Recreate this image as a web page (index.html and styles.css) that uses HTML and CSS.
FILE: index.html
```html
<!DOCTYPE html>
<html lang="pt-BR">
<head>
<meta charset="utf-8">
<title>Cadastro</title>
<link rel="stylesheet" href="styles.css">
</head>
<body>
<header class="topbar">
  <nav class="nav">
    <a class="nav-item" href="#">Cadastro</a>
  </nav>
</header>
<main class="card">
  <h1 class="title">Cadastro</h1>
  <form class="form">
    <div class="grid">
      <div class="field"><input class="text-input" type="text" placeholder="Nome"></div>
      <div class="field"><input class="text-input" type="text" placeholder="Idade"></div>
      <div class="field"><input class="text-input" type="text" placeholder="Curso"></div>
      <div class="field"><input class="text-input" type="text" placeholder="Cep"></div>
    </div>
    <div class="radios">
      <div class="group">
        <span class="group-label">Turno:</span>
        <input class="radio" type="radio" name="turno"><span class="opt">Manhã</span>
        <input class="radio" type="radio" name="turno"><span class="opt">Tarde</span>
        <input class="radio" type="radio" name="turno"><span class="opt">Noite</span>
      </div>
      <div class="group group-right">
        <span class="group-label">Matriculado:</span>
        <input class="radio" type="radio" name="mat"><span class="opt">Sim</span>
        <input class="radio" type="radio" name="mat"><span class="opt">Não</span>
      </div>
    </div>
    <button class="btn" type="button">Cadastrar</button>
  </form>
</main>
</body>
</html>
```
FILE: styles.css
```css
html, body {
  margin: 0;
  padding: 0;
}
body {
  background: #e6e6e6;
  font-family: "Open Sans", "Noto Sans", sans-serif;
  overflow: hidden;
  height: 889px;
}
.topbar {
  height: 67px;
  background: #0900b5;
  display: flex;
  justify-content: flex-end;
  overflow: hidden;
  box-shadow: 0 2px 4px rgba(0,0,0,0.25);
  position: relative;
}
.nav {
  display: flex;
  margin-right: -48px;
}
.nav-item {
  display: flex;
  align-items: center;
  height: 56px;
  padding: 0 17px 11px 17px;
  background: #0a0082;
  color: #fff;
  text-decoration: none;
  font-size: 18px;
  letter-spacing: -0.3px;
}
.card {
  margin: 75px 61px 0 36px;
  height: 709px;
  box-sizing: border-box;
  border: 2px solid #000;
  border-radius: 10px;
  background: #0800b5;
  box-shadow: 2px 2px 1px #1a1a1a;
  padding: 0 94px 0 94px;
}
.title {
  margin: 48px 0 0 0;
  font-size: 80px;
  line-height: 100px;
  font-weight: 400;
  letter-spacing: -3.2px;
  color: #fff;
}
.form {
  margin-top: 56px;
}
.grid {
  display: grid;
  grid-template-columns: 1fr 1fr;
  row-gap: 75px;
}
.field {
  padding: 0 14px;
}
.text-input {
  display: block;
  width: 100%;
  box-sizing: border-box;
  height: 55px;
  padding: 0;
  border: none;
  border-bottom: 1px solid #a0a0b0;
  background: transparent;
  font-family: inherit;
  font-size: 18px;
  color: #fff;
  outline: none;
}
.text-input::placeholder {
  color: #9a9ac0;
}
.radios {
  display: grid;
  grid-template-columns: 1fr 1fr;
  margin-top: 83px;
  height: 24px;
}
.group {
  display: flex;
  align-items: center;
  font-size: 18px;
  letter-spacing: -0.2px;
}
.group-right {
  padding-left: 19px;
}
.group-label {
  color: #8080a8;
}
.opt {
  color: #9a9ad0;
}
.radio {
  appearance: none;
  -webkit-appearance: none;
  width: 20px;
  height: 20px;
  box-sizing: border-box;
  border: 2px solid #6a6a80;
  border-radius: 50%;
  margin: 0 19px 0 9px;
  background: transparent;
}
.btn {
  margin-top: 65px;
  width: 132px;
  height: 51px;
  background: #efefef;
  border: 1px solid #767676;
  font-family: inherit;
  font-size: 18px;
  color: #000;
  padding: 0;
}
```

----------

- **WORK TO COMPLETE**:
Gather every line containing the word "index" and copy it.

- **WORKED ANSWER**:
Recreate this image as a web page (index.html and styles.css) that uses HTML and CSS.
FILE: index.html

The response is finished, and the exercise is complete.